▸ Data extract

╭──

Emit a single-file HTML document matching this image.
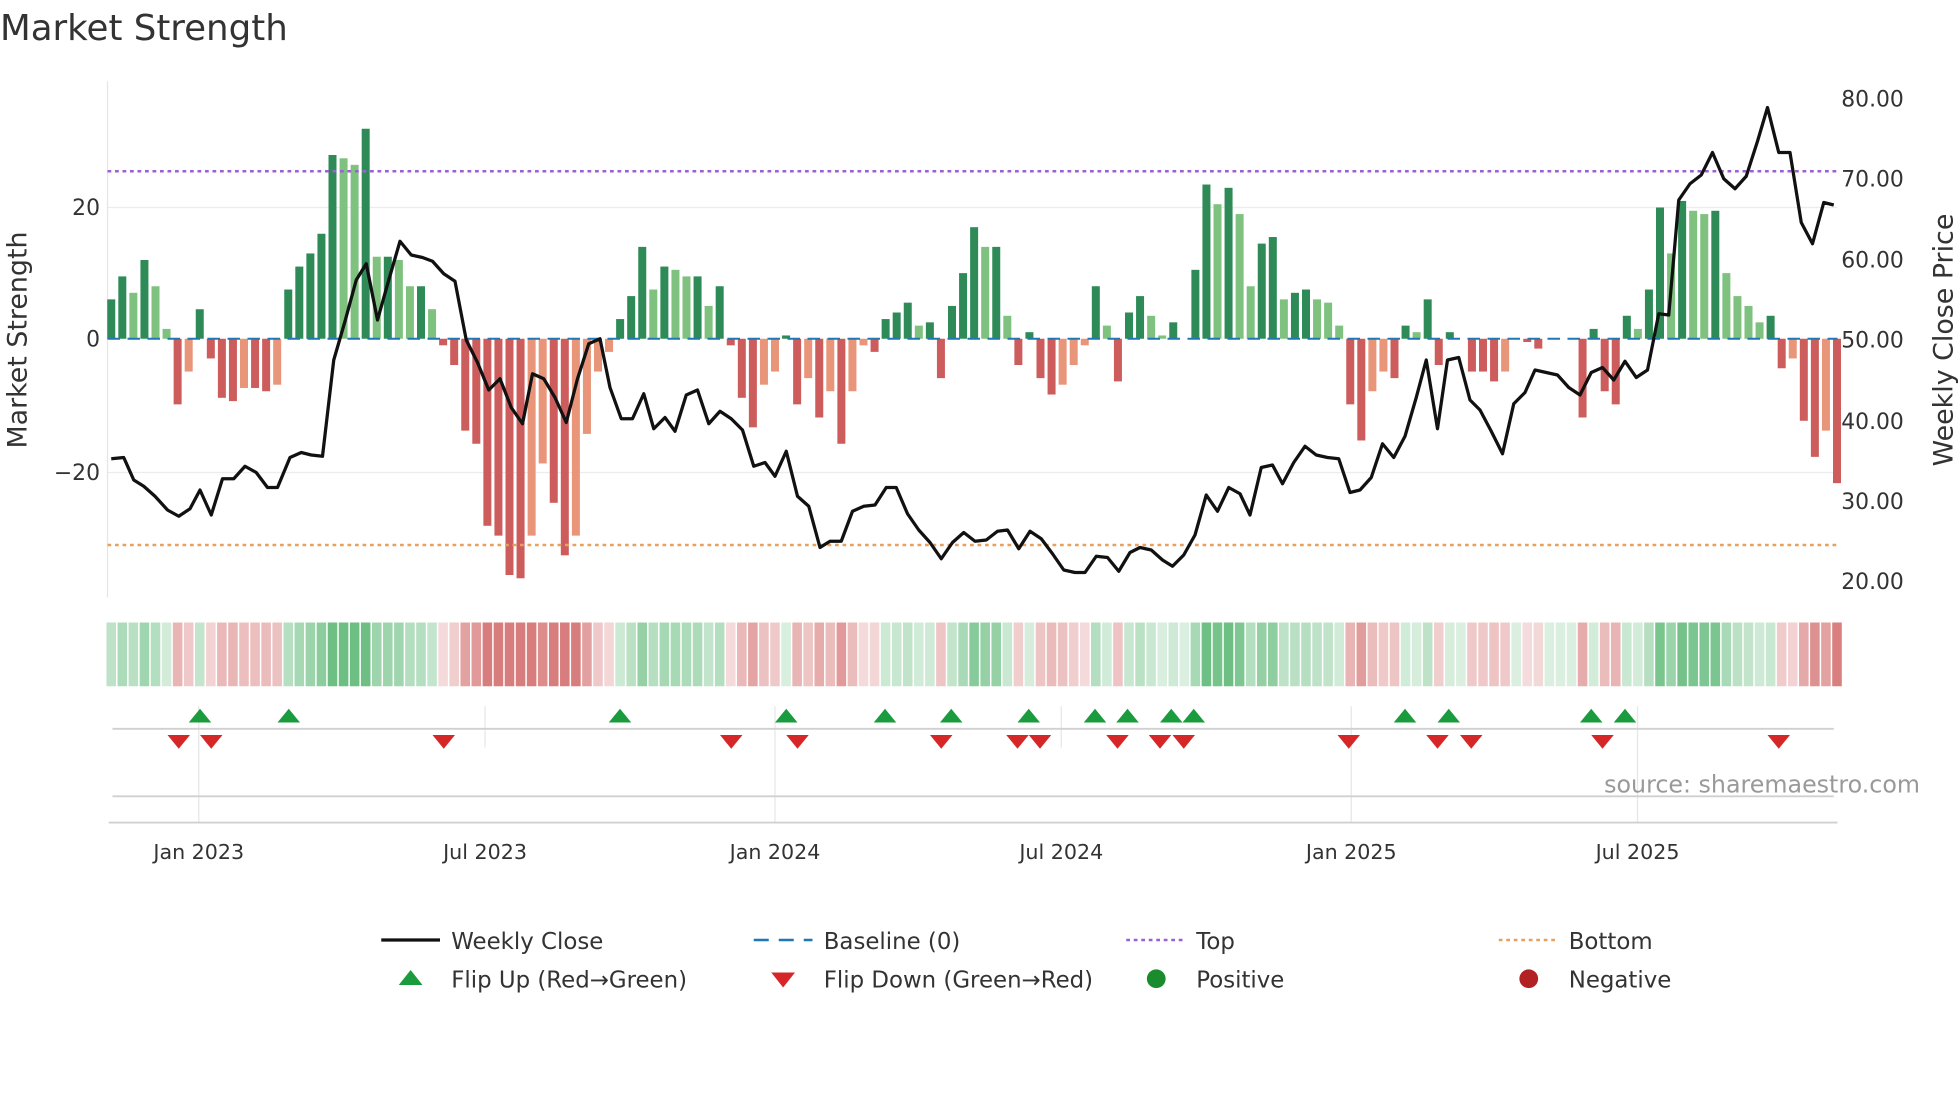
<!DOCTYPE html>
<html><head><meta charset="utf-8">
<style>
html,body{margin:0;padding:0;background:#fff;width:1960px;height:1102px;overflow:hidden}
svg{display:block}
text{font-family:"DejaVu Sans","Liberation Sans",sans-serif;fill:#333}
</style></head>
<body>
<svg id="s" width="1960" height="1102" viewBox="0 0 1568 881.6" xmlns="http://www.w3.org/2000/svg">
<rect width="1568" height="882" fill="#fff"/>
<text x="0" y="32" font-size="28.5" fill="#333">Market Strength</text>
<g stroke="#ececec" stroke-width="1">
<line x1="86" x2="1470" y1="166" y2="166"/>
<line x1="86" x2="1470" y1="378" y2="378"/>
</g>
<line x1="86" x2="86" y1="65" y2="478" stroke="#e6e6e6"/>
<g id="bars"></g>
<line x1="86" x2="1470" y1="271" y2="271" stroke="#1f77b4" stroke-width="1.6" stroke-dasharray="10,6"/>
<line x1="86" x2="1470" y1="137" y2="137" stroke="#9b5fd6" stroke-width="2" stroke-dasharray="3,3"/>
<line x1="86" x2="1470" y1="436" y2="436" stroke="#e8a060" stroke-width="2" stroke-dasharray="3,3"/>
<polyline id="price" fill="none" stroke="#111" stroke-width="2.6" stroke-linejoin="round"/>
<g font-size="17.5" text-anchor="end">
<text x="80" y="172">20</text><text x="80" y="277">0</text><text x="80" y="384">−20</text>
</g>
<g font-size="17.5">
<text x="1473" y="85">80.00</text><text x="1473" y="149">70.00</text><text x="1473" y="214">60.00</text>
<text x="1473" y="278">50.00</text><text x="1473" y="343">40.00</text><text x="1473" y="407">30.00</text>
<text x="1473" y="471">20.00</text>
</g>
<text transform="translate(21,272) rotate(-90)" font-size="21.5" text-anchor="middle">Market Strength</text>
<text transform="translate(1562,272) rotate(-90)" font-size="21.5" text-anchor="middle">Weekly Close Price</text>
<g id="strip"></g>
<g stroke="#e6e6e6" stroke-width="1">
<line x1="159" x2="159" y1="565" y2="658"/><line x1="388" x2="388" y1="565" y2="598"/>
<line x1="620" x2="620" y1="565" y2="658"/><line x1="849" x2="849" y1="565" y2="598"/>
<line x1="1081" x2="1081" y1="565" y2="658"/><line x1="1310" x2="1310" y1="565" y2="658"/>
</g>
<line x1="90" x2="1467" y1="583" y2="583" stroke="#d0d0d0" stroke-width="1.5"/>
<line x1="90" x2="1467" y1="637" y2="637" stroke="#d0d0d0" stroke-width="1.5"/>
<line x1="87" x2="1470" y1="658" y2="658" stroke="#d0d0d0" stroke-width="1.5"/>
<g id="marks"></g>
<text x="1536" y="634" font-size="19" text-anchor="end" style="fill:#999">source: sharemaestro.com</text>
<g font-size="16.5" text-anchor="middle">
<text x="159" y="687">Jan 2023</text><text x="388" y="687">Jul 2023</text><text x="620" y="687">Jan 2024</text>
<text x="849" y="687">Jul 2024</text><text x="1081" y="687">Jan 2025</text><text x="1310" y="687">Jul 2025</text>
</g>
<g font-size="18.3">
<line x1="305" x2="352" y1="752" y2="752" stroke="#111" stroke-width="2.6"/>
<text x="361" y="759">Weekly Close</text>
<line x1="603" x2="650" y1="752" y2="752" stroke="#1f77b4" stroke-width="2" stroke-dasharray="12,8"/>
<text x="659" y="759">Baseline (0)</text>
<line x1="901" x2="948" y1="752" y2="752" stroke="#9b5fd6" stroke-width="2" stroke-dasharray="3,3"/>
<text x="957" y="759">Top</text>
<line x1="1199" x2="1246" y1="752" y2="752" stroke="#e8a060" stroke-width="2" stroke-dasharray="3,3"/>
<text x="1255" y="759">Bottom</text>
<polygon points="319,788 338,788 328.5,776" fill="#1a9b3e"/>
<text x="361" y="790">Flip Up (Red→Green)</text>
<polygon points="617,778 636,778 626.5,790" fill="#d62728"/>
<text x="659" y="790">Flip Down (Green→Red)</text>
<circle cx="925" cy="783" r="7.5" fill="#1a8c2e"/>
<text x="957" y="790">Positive</text>
<circle cx="1223" cy="783" r="7.5" fill="#b22222"/>
<text x="1255" y="790">Negative</text>
</g>
</svg>
<script>
var pts=[[89,6],[98,9.5],[107,7],[116,12],[125,8],[134,1.5],[143,-10],[151,-5],[160,4.5],[169,-3],[178,-9],[187,-9.5],[196,-7.5],[205,-7.5],[213,-8],[222,-7],[231,7.5],[240,11],[249,13],[258,16],[266,28],[275,27.5],[284,26.5],[293,32],[302,12.5],[311,12.5],[320,12],[328,8],[337,8],[346,4.5],[355,-1],[364,-4],[373,-14],[381,-16],[390,-28.5],[399,-30],[408,-36],[417,-36.5],[425,-30],[434,-19],[443,-25],[452,-33],[461,-30],[469,-14.5],[478,-5],[487,-2],[496,3],[505,6.5],[514,14],[523,7.5],[531,11],[540,10.5],[549,9.5],[558,9.5],[567,5],[576,8],[585,-1],[593,-9],[602,-13.5],[611,-7],[620,-5],[629,0.5],[638,-10],[647,-6],[655,-12],[664,-8],[673,-16],[682,-8],[691,-1],[699,-2],[708,3],[717,4],[726,5.5],[735,2],[744,2.5],[752,-6],[761,5],[770,10],[779,17],[788,14],[797,14],[805,3.5],[814,-4],[823,1],[832,-6],[841,-8.5],[850,-7],[858,-4],[867,-1],[876,8],[885,2],[894,-6.5],[903,4],[911,6.5],[920,3.5],[929,0.5],[938,2.5],[955,10.5],[964,23.5],[973,20.5],[982,23],[991,19],[999,8],[1008,14.5],[1017,15.5],[1026,6],[1035,7],[1044,7.5],[1052,6],[1061,5.5],[1070,2],[1079,-10],[1088,-15.5],[1097,-8],[1105,-5],[1114,-6],[1123,2],[1132,1],[1141,6],[1150,-4],[1158,1],[1176,-5],[1185,-5],[1194,-6.5],[1202,-5],[1220,-0.5],[1229,-1.5],[1264,-12],[1273,1.5],[1282,-8],[1291,-10],[1300,3.5],[1309,1.5],[1317,7.5],[1326,20],[1335,13],[1343,21],[1352,19.5],[1361,19],[1370,19.5],[1379,10],[1388,6.5],[1397,5],[1405,2.5],[1414,3.5],[1423,-4.5],[1432,-3],[1441,-12.5],[1450,-18],[1458,-14],[1467,-22]];
var sp=8.85,x0=89,N=Math.round((1467-x0)/sp)+1,v=[];for(var i=0;i<N;i++)v.push(0);
pts.forEach(function(p){v[Math.max(0,Math.min(N-1,Math.round((p[0]-x0)/sp)))]=p[1];});
var ns="http://www.w3.org/2000/svg";
function el(t,a,p){var e=document.createElementNS(ns,t);for(var k in a)e.setAttribute(k,a[k]);document.getElementById(p).appendChild(e);}
for(var i=0;i<N;i++){var x=x0+i*sp,val=v[i],pr=i?v[i-1]:0,c;
 if(val>0)c=(val>=pr)?"#2e8b57":"#7fc27f";else c=(val<=pr)?"#cd5c5c":"#e8957a";
 if(Math.abs(val)>0.3){var h=Math.abs(val)*5.25;el("rect",{x:x-3.2,y:val>0?271-h:271,width:6.4,height:h,fill:c},"bars");}
 var a=Math.min(1,0.25+Math.abs(val)/30),col=val>=0?"rgba(60,170,90,"+(a*0.75)+")":"rgba(200,70,70,"+(a*0.7)+")";
 el("rect",{x:x-sp/2+0.6,y:498,width:sp-1.2,height:51,fill:col},"strip");}
var up=[160,231,496,629,708,761,823,876,902,937,955,1124,1159,1273,1300],dn=[143,169,355,585,638,753,814,832,894,928,947,1079,1150,1177,1282,1423];
up.forEach(function(x){el("polygon",{points:(x-9)+",578 "+(x+9)+",578 "+x+",567",fill:"#1a9b3e"},"marks");});
dn.forEach(function(x){el("polygon",{points:(x-9)+",588 "+(x+9)+",588 "+x+",599",fill:"#d62728"},"marks");});
var p="89,367 99,366 107,384 115,389 124,397 134,408 143,413 152,407 160,392 169,412 178,383 187,383 196,373 205,378 214,390 222,390 232,366 241,362 249,364 258,365 267,288 276,257 285,224 293,211 302,256 311,224 320,193 329,204 338,206 346,209 355,219 364,225 373,272 382,290 391,312 400,303 409,326 418,339 426,299 435,303 444,318 453,338 462,303 471,275 480,271 488,310 497,335 506,335 515,315 523,343 532,334 540,345 549,316 558,312 567,339 576,329 585,335 594,344 603,373 612,370 620,381 629,361 638,397 647,405 656,438 664,433 673,433 682,409 691,405 700,404 709,390 717,390 726,411 735,424 744,434 753,447 762,434 771,426 780,433 789,432 798,425 806,424 815,439 824,425 833,431 842,443 851,456 860,458 868,458 877,445 886,446 895,457 904,442 912,438 921,440 930,448 938,453 947,444 956,428 965,396 974,409 983,390 992,395 1000,412 1009,374 1018,372 1026,387 1035,370 1044,357 1053,364 1062,366 1071,367 1080,394 1088,392 1097,382 1106,355 1115,366 1124,349 1133,318 1141,288 1150,343 1158,288 1167,286 1176,320 1184,328 1193,345 1202,363 1211,323 1220,314 1228,296 1237,298 1246,300 1255,310 1264,316 1273,298 1282,294 1291,304 1300,289 1309,302 1318,296 1327,251 1335,252 1343,160 1352,147 1361,140 1370,122 1379,143 1388,151 1397,141 1406,113 1414,86 1423,122 1432,122 1441,178 1450,195 1459,162 1467,164";
document.getElementById("price").setAttribute("points",p);
</script>
</body></html>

╰──

▸ The task
Make a list of all lines in the data that contain "document".

▸ In response
Emit a single-file HTML document matching this image.
function el(t,a,p){var e=document.createElementNS(ns,t);for(var k in a)e.setAttribute(k,a[k]);document.getElementById(p).appendChild(e);}
document.getElementById("price").setAttribute("points",p);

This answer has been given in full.